Stored data entries:

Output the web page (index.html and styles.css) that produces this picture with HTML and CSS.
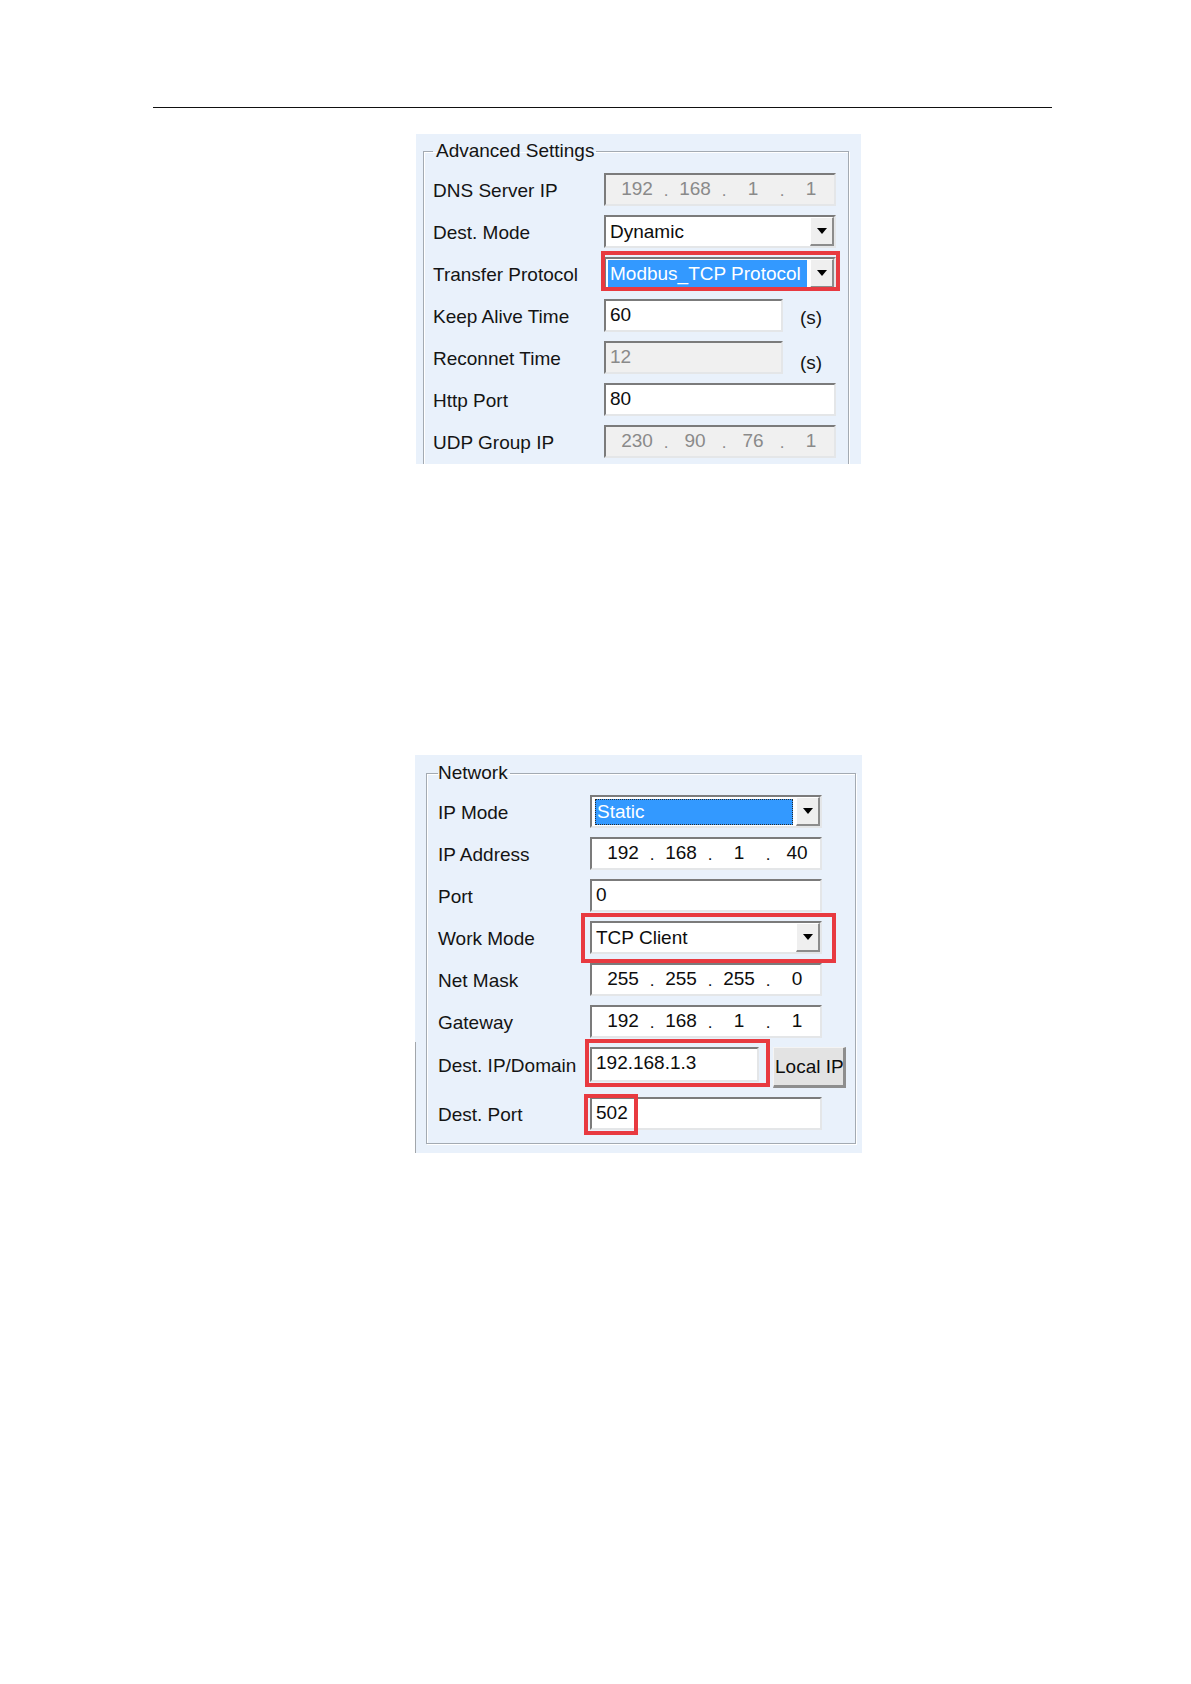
FILE: index.html
```html
<!DOCTYPE html>
<html>
<head>
<meta charset="utf-8">
<title>Settings</title>
<link rel="stylesheet" href="styles.css">
</head>
<body>
<div class="page">
  <div class="rule"></div>

  <div class="panel panel-adv">
    <fieldset class="group group-open">
      <legend>Advanced Settings</legend>
      <div class="form form-adv">
        <div class="lbl">DNS Server IP</div>
        <div class="field ip disabled">
          <span class="seg">192</span><span class="dot">.</span><span class="seg">168</span><span class="dot">.</span><span class="seg">1</span><span class="dot">.</span><span class="seg">1</span>
        </div>

        <div class="lbl">Dest. Mode</div>
        <div class="field select"><span class="val">Dynamic</span><span class="btn"><i class="tri"></i></span></div>

        <div class="lbl">Transfer Protocol</div>
        <div class="mark mark-proto">
          <div class="field select"><span class="val sel sel-proto">Modbus_TCP Protocol</span><span class="btn"><i class="tri"></i></span></div>
        </div>

        <div class="lbl">Keep Alive Time</div>
        <div class="cell">
          <div class="field text short">60</div><span class="unit unit-1">(s)</span>
        </div>

        <div class="lbl">Reconnet Time</div>
        <div class="cell">
          <div class="field text short disabled">12</div><span class="unit unit-2">(s)</span>
        </div>

        <div class="lbl">Http Port</div>
        <div class="field text">80</div>

        <div class="lbl">UDP Group IP</div>
        <div class="field ip disabled">
          <span class="seg">230</span><span class="dot">.</span><span class="seg">90</span><span class="dot">.</span><span class="seg">76</span><span class="dot">.</span><span class="seg">1</span>
        </div>
      </div>
    </fieldset>
  </div>

  <div class="panel panel-net">
    <fieldset class="group">
      <legend>Network</legend>
      <div class="form form-net">
        <div class="lbl">IP Mode</div>
        <div class="field select"><span class="val sel sel-mode">Static</span><span class="btn"><i class="tri"></i></span></div>

        <div class="lbl">IP Address</div>
        <div class="field ip">
          <span class="seg">192</span><span class="dot">.</span><span class="seg">168</span><span class="dot">.</span><span class="seg">1</span><span class="dot">.</span><span class="seg">40</span>
        </div>

        <div class="lbl">Port</div>
        <div class="field text">0</div>

        <div class="lbl">Work Mode</div>
        <div class="mark mark-work">
          <div class="field select"><span class="val">TCP Client</span><span class="btn"><i class="tri"></i></span></div>
        </div>

        <div class="lbl">Net Mask</div>
        <div class="field ip">
          <span class="seg">255</span><span class="dot">.</span><span class="seg">255</span><span class="dot">.</span><span class="seg">255</span><span class="dot">.</span><span class="seg">0</span>
        </div>

        <div class="lbl">Gateway</div>
        <div class="field ip">
          <span class="seg">192</span><span class="dot">.</span><span class="seg">168</span><span class="dot">.</span><span class="seg">1</span><span class="dot">.</span><span class="seg">1</span>
        </div>

        <div class="lbl lbl-dest">Dest. IP/Domain</div>
        <div class="cell cell-dest">
          <div class="mark mark-destip">
            <div class="field text dest-ip">192.168.1.3</div>
          </div>
          <div class="button">Local IP</div>
        </div>

        <div class="lbl">Dest. Port</div>
        <div class="mark mark-port">
          <div class="field text">502</div>
        </div>
      </div>
    </fieldset>
  </div>
</div>
</body>
</html>
```

FILE: styles.css
```css
*, *::before, *::after { box-sizing: border-box; }

html, body {
  margin: 0;
  padding: 0;
  background: #ffffff;
}

body {
  font-family: "Liberation Sans", Arial, sans-serif;
  font-size: 19px;
  color: #141414;
}

.page {
  width: 1191px;
  padding-top: 107px;
}

.rule {
  margin-left: 153px;
  width: 899px;
  height: 1px;
  background: #111111;
}

.panel {
  background: #e9f1fb;
  position: relative;
}

.panel-adv {
  margin-top: 26px;
  margin-left: 416px;
  width: 445px;
  height: 330px;
  padding: 6px 12px 0 7px;
  overflow: hidden;
}

.panel-net {
  margin-top: 291px;
  margin-left: 415px;
  width: 447px;
  padding: 7px 6px 9px 11px;
}

.panel-net::before {
  content: "";
  position: absolute;
  left: 0;
  top: 287px;
  bottom: 0;
  width: 1px;
  background: #a2a6ab;
}

.group {
  margin: 0;
  min-width: 0;
  border: 1px solid #a3aab2;
  box-shadow: inset 1px 1px 0 #ffffff, 1px 1px 0 #ffffff;
}

.panel-adv .group {
  padding: 11px 0 40px 9px;
  border-bottom: none;
  height: 360px;
}

.panel-net .group {
  padding: 11px 0 13px 11px;
}

.group legend {
  font-size: 19px;
  line-height: 22px;
  padding: 0 2px 0 0;
  color: #141414;
}

.panel-adv .group legend {
  padding-left: 3px;
}

.form {
  display: grid;
  row-gap: 9px;
  align-items: center;
}

.form-adv { grid-template-columns: 171px 232px; }
.form-net { grid-template-columns: 152px 232px; }

.lbl {
  white-space: nowrap;
  line-height: 22px;
  padding-top: 2px;
}

.lbl-dest { align-self: start; padding-top: 8px; }

.field {
  height: 33px;
  background: #ffffff;
  border-style: solid;
  border-width: 2px;
  border-color: #7b7b7b #e4e6e8 #e4e6e8 #7b7b7b;
  color: #0d0d0d;
  white-space: nowrap;
  overflow: hidden;
}

.field.disabled {
  background: #f0f0f0;
  color: #8a8a8a;
}

.text {
  padding-left: 4px;
  line-height: 27px;
}

.short { width: 179px; }

.cell {
  display: flex;
  align-items: center;
}

.unit {
  margin-left: 17px;
  line-height: 22px;
  color: #141414;
}
.unit-1 { margin-top: 4px; }
.unit-2 { margin-top: 10px; }

/* IP address control */
.ip {
  display: flex;
  padding-left: 8px;
  line-height: 27px;
}
.ip .seg {
  width: 46px;
  text-align: center;
}
.ip .dot {
  width: 12px;
  text-align: center;
  line-height: 31px;
  font-size: 17px;
}

/* combo box */
.select {
  display: flex;
  align-items: stretch;
}
.select .val {
  flex: 1;
  padding-left: 4px;
  line-height: 29px;
}
.select .sel {
  background: #3399ff;
  color: #ffffff;
}
.sel-proto {
  margin: 1px 3px 1px 2px;
  padding-left: 2px !important;
  line-height: 27px !important;
}
.sel-mode {
  margin: 2px 3px 1px 3px;
  padding-left: 2px !important;
  line-height: 26px !important;
  outline: 1px dotted #2a2a2a;
  outline-offset: -1px;
}
.select .btn {
  width: 24px;
  background: #efefef;
  border-style: solid;
  border-width: 1px 2px 2px 1px;
  border-color: #ffffff #8c8c8c #8c8c8c #ffffff;
  display: flex;
  align-items: center;
  justify-content: center;
}
.tri {
  display: block;
  width: 0;
  height: 0;
  border-left: 5px solid transparent;
  border-right: 5px solid transparent;
  border-top: 6px solid #000000;
}

/* red highlight marks */
.mark {
  position: relative;
}
.mark::after {
  content: "";
  position: absolute;
  border: 4px solid #e83a40;
  pointer-events: none;
}
.mark-proto::after { top: -6px; bottom: -1px; left: -3px; right: -4px; }
.mark-work::after  { top: -8px; bottom: -9px; left: -9px; right: -14px; }
.mark-destip::after { top: -8px; bottom: -5px; left: -5px; right: -11px; }
.mark-port::after  { top: -3px; bottom: -5px; left: -6px; width: 54px; }

.cell-dest {
  align-items: flex-start;
  height: 41px;
}
.dest-ip {
  width: 169px;
  height: 35px;
  line-height: 27px;
}
.button {
  margin-left: 14px;
  width: 73px;
  height: 41px;
  flex: none;
  background: #e3e3e3;
  border-style: solid;
  border-width: 1px 3px 3px 1px;
  border-color: #f4f4f4 #8e8e8e #8e8e8e #f4f4f4;
  padding-left: 1px;
  line-height: 37px;
  white-space: nowrap;
  overflow: hidden;
  color: #0d0d0d;
}
```
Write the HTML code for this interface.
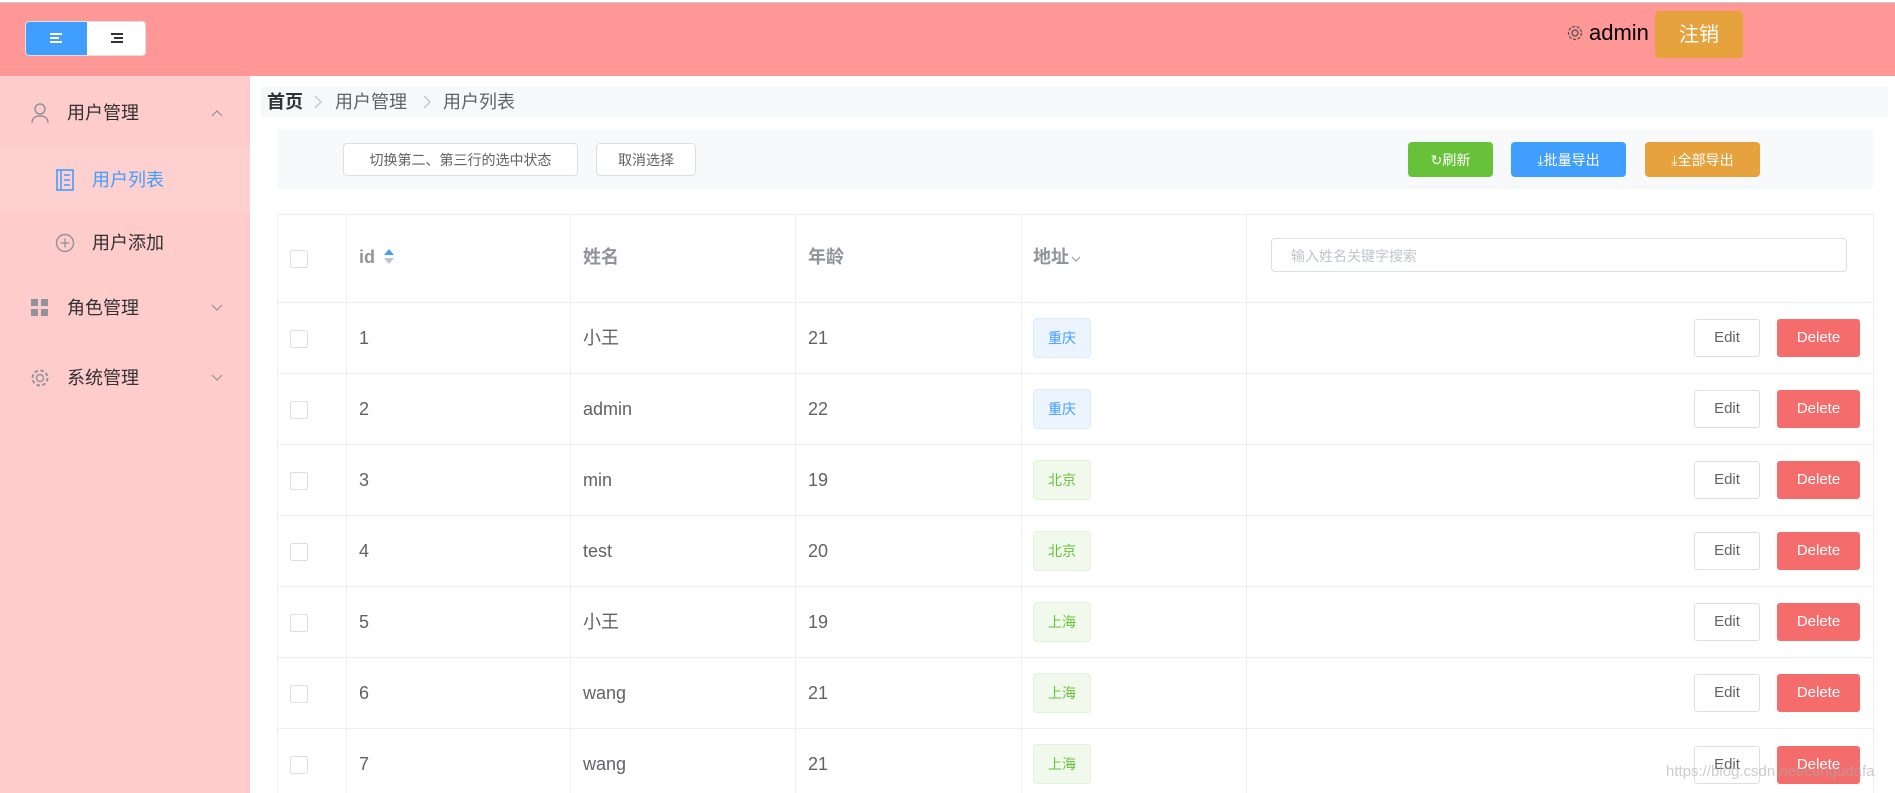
<!DOCTYPE html>
<html style="width:1895px;height:793px;overflow:hidden"><head><meta charset="utf-8"><style>
*{box-sizing:border-box;margin:0;padding:0}
body{width:1895px;height:793px;overflow:hidden;background:#fff;font-family:"Liberation Sans","Noto Sans CJK SC",sans-serif;position:relative;color:#606266;line-height:22px}
.a{position:absolute}
.hdr{left:0;top:0;width:1895px;height:76px;background:#ff9797;border-top:2px solid #fff;box-shadow:inset 0 1px 0 #ccc}
.side{left:0;top:76px;width:250px;height:717px;background:#ffcccc}
.mi{position:absolute;left:0;width:250px;font-size:18px;color:#303133;display:flex;align-items:center}
.btn{position:absolute;border-radius:4px;font-size:14px;display:flex;align-items:center;justify-content:center}
.cb{position:absolute;left:290px;width:18px;height:18px;border:1px solid #dcdfe6;border-radius:2px;background:#fff}
.txt{position:absolute;font-size:18px;color:#606266;height:22px;line-height:22px;overflow:visible;white-space:nowrap}
.tag{position:absolute;left:1033px;width:58px;height:40px;border-radius:4px;font-size:14px;display:flex;align-items:center;justify-content:center}
.blue{background:#ecf5ff;border:1px solid #d9ecff;color:#409eff}
.green{background:#f0f9eb;border:1px solid #e1f3d8;color:#67c23a}
.edit{position:absolute;left:1694px;width:66px;height:38px;border:1px solid #dcdfe6;border-radius:3px;background:#fff;font-size:15px;color:#606266;display:flex;align-items:center;justify-content:center}
.del{position:absolute;left:1777px;width:83px;height:38px;border-radius:3px;background:#f56c6c;font-size:15px;color:#fff;display:flex;align-items:center;justify-content:center}
.th{position:absolute;top:246px;font-size:18px;font-weight:bold;color:#909399;height:22px}
.vl{position:absolute;top:214px;width:1px;height:579px;background:#ebeef5}
.hl{position:absolute;left:277px;width:1597px;height:1px;background:#ebeef5}
</style></head><body>
<div class="a hdr"></div>
<div class="a" style="left:25px;top:21px;width:121px;height:35px;border-radius:4px;background:#fff;border:1px solid #dcdfe6;overflow:hidden">
 <div class="a" style="left:0;top:0;width:61px;height:35px;background:#409eff"></div>
 <svg class="a" style="left:24px;top:11px" width="14" height="12"><path d="M0 1h12M0 5h9M0 9h12" stroke="#fff" stroke-width="2"/></svg>
 <svg class="a" style="left:85px;top:11px" width="14" height="12"><path d="M0 1h12M3 5h9M0 9h12" stroke="#333" stroke-width="2"/></svg>
</div>
<svg class="a" style="left:1566px;top:24px" width="18" height="18" viewBox="0 0 18 18"><circle cx="9" cy="9" r="3" fill="none" stroke="#555" stroke-width="1.3"/><circle cx="9" cy="9" r="6.5" fill="none" stroke="#555" stroke-width="1.3" stroke-dasharray="3 1.6"/></svg>
<div class="a" style="left:1589px;top:21px;font-size:22px;color:#000;line-height:24px">admin</div>
<div class="btn" style="left:1655px;top:11px;width:88px;height:47px;background:#e6a23c;color:#fff;font-size:20px">注销</div>

<div class="a side"></div>
<div class="mi" style="top:80px;height:66px"><svg style="margin-left:30px" width="20" height="22" viewBox="0 0 20 22"><circle cx="10" cy="7" r="5" fill="none" stroke="#909399" stroke-width="1.5"/><path d="M2 21c0-5 3.5-7 8-7s8 2 8 7" fill="none" stroke="#909399" stroke-width="1.5"/></svg><span style="margin-left:17px">用户管理</span><svg style="position:absolute;left:211px" width="12" height="8"><path d="M1 7l5-5 5 5" fill="none" stroke="#909399" stroke-width="1.2"/></svg></div>
<div class="a" style="left:0;top:147px;width:250px;height:65px;background:#ffd0d0"></div>
<div class="mi" style="top:147px;height:65px;color:#409eff"><svg style="margin-left:56px" width="18" height="22" viewBox="0 0 18 22"><rect x="1" y="1" width="16" height="20" fill="none" stroke="#409eff" stroke-width="1.6"/><path d="M5 1v20M8 6h6M8 11h6M8 16h6" stroke="#409eff" stroke-width="1.5"/></svg><span style="margin-left:18px">用户列表</span></div>
<div class="mi" style="top:212px;height:62px"><svg style="margin-left:55px" width="20" height="20" viewBox="0 0 20 20"><circle cx="10" cy="10" r="8.5" fill="none" stroke="#909399" stroke-width="1.4"/><path d="M10 5.5v9M5.5 10h9" stroke="#909399" stroke-width="1.3"/></svg><span style="margin-left:17px">用户添加</span></div>
<div class="mi" style="top:276px;height:64px"><svg style="margin-left:31px" width="18" height="18"><rect x="0" y="0" width="7" height="7" fill="#909399"/><rect x="10" y="0" width="7" height="7" fill="#909399"/><rect x="0" y="10" width="7" height="7" fill="#909399"/><rect x="10" y="10" width="7" height="7" fill="#909399"/></svg><span style="margin-left:18px">角色管理</span><svg style="position:absolute;left:211px" width="12" height="8"><path d="M1 1l5 5 5-5" fill="none" stroke="#909399" stroke-width="1.2"/></svg></div>
<div class="mi" style="top:346px;height:64px"><svg style="margin-left:30px" width="20" height="20" viewBox="0 0 20 20"><circle cx="10" cy="10" r="3.5" fill="none" stroke="#909399" stroke-width="1.4"/><circle cx="10" cy="10" r="7.5" fill="none" stroke="#909399" stroke-width="2" stroke-dasharray="3.5 2.4"/></svg><span style="margin-left:17px">系统管理</span><svg style="position:absolute;left:211px" width="12" height="8"><path d="M1 1l5 5 5-5" fill="none" stroke="#909399" stroke-width="1.2"/></svg></div>

<div class="a" style="left:261px;top:87px;width:1627px;height:30px;background:#f7f8fa"></div>
<div class="a" style="left:267px;top:91px;font-size:18px;color:#303133;font-weight:bold">首页</div>
<svg class="a" style="left:314px;top:95px" width="8" height="14"><path d="M1 1l6 6-6 6" fill="none" stroke="#c0c4cc" stroke-width="1.3"/></svg>
<div class="a" style="left:335px;top:91px;font-size:18px;color:#606266">用户管理</div>
<svg class="a" style="left:423px;top:95px" width="8" height="14"><path d="M1 1l6 6-6 6" fill="none" stroke="#c0c4cc" stroke-width="1.3"/></svg>
<div class="a" style="left:443px;top:91px;font-size:18px;color:#606266">用户列表</div>

<div class="a" style="left:277px;top:129px;width:1596px;height:60px;background:#f8f9fb"></div>
<div class="btn" style="left:343px;top:143px;width:235px;height:33px;background:#fff;border:1px solid #dcdfe6;color:#606266">切换第二、第三行的选中状态</div>
<div class="btn" style="left:596px;top:143px;width:100px;height:33px;background:#fff;border:1px solid #dcdfe6;color:#606266">取消选择</div>
<div class="btn" style="left:1408px;top:142px;width:85px;height:35px;background:#67c23a;color:#fff">↻刷新</div>
<div class="btn" style="left:1511px;top:142px;width:115px;height:35px;background:#409eff;color:#fff">⤓批量导出</div>
<div class="btn" style="left:1645px;top:142px;width:115px;height:35px;background:#e6a23c;color:#fff">⤓全部导出</div>

<div class="vl" style="left:277px"></div><div class="vl" style="left:346px"></div><div class="vl" style="left:570px"></div><div class="vl" style="left:795px"></div><div class="vl" style="left:1021px"></div><div class="vl" style="left:1246px"></div><div class="vl" style="left:1873px"></div>
<div class="hl" style="top:214px"></div><div class="hl" style="top:302px"></div><div class="hl" style="top:373px"></div><div class="hl" style="top:444px"></div><div class="hl" style="top:515px"></div><div class="hl" style="top:586px"></div><div class="hl" style="top:657px"></div><div class="hl" style="top:728px"></div>

<div class="cb" style="top:250px"></div>
<div class="th" style="left:359px">id</div>
<svg class="a" style="left:383px;top:249px" width="12" height="16"><path d="M1 6l5-6 5 6z" fill="#409eff"/><path d="M1 9l5 6 5-6z" fill="#c0c4cc"/></svg>
<div class="th" style="left:583px">姓名</div>
<div class="th" style="left:808px">年龄</div>
<div class="th" style="left:1033px">地址</div>
<svg class="a" style="left:1071px;top:256px" width="10" height="6"><path d="M1 1l4 4 4-4" fill="none" stroke="#909399"/></svg>
<div class="a" style="left:1271px;top:238px;width:576px;height:34px;border:1px solid #dcdfe6;border-radius:4px;font-size:14px;color:#c0c4cc;padding:6px 0 0 19px">输入姓名关键字搜索</div>

<div class="cb" style="top:330px"></div><div class="txt" style="left:359px;top:327px">1</div><div class="txt" style="left:583px;top:327px">小王</div><div class="txt" style="left:808px;top:327px">21</div><div class="tag blue" style="top:318px">重庆</div><div class="edit" style="top:319px">Edit</div><div class="del" style="top:319px">Delete</div>
<div class="cb" style="top:401px"></div><div class="txt" style="left:359px;top:398px">2</div><div class="txt" style="left:583px;top:398px">admin</div><div class="txt" style="left:808px;top:398px">22</div><div class="tag blue" style="top:389px">重庆</div><div class="edit" style="top:390px">Edit</div><div class="del" style="top:390px">Delete</div>
<div class="cb" style="top:472px"></div><div class="txt" style="left:359px;top:469px">3</div><div class="txt" style="left:583px;top:469px">min</div><div class="txt" style="left:808px;top:469px">19</div><div class="tag green" style="top:460px">北京</div><div class="edit" style="top:461px">Edit</div><div class="del" style="top:461px">Delete</div>
<div class="cb" style="top:543px"></div><div class="txt" style="left:359px;top:540px">4</div><div class="txt" style="left:583px;top:540px">test</div><div class="txt" style="left:808px;top:540px">20</div><div class="tag green" style="top:531px">北京</div><div class="edit" style="top:532px">Edit</div><div class="del" style="top:532px">Delete</div>
<div class="cb" style="top:614px"></div><div class="txt" style="left:359px;top:611px">5</div><div class="txt" style="left:583px;top:611px">小王</div><div class="txt" style="left:808px;top:611px">19</div><div class="tag green" style="top:602px">上海</div><div class="edit" style="top:603px">Edit</div><div class="del" style="top:603px">Delete</div>
<div class="cb" style="top:685px"></div><div class="txt" style="left:359px;top:682px">6</div><div class="txt" style="left:583px;top:682px">wang</div><div class="txt" style="left:808px;top:682px">21</div><div class="tag green" style="top:673px">上海</div><div class="edit" style="top:674px">Edit</div><div class="del" style="top:674px">Delete</div>
<div class="cb" style="top:756px"></div><div class="txt" style="left:359px;top:753px">7</div><div class="txt" style="left:583px;top:753px">wang</div><div class="txt" style="left:808px;top:753px">21</div><div class="tag green" style="top:744px">上海</div><div class="edit" style="top:746px">Edit</div><div class="del" style="top:746px">Delete</div>
<div class="a" style="left:1666px;top:761px;font-size:15px;color:rgba(170,170,170,0.6);white-space:nowrap">https://blog.csdn.net/cungudafa</div>
</body></html>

## Exercise objective
Check each line of the entries above, and show every one holding the word "styles".

## Expected output
Output the web page (index.html and styles.css) that produces this picture with HTML and CSS.
<link rel="stylesheet" href="styles.css">
FILE: styles.css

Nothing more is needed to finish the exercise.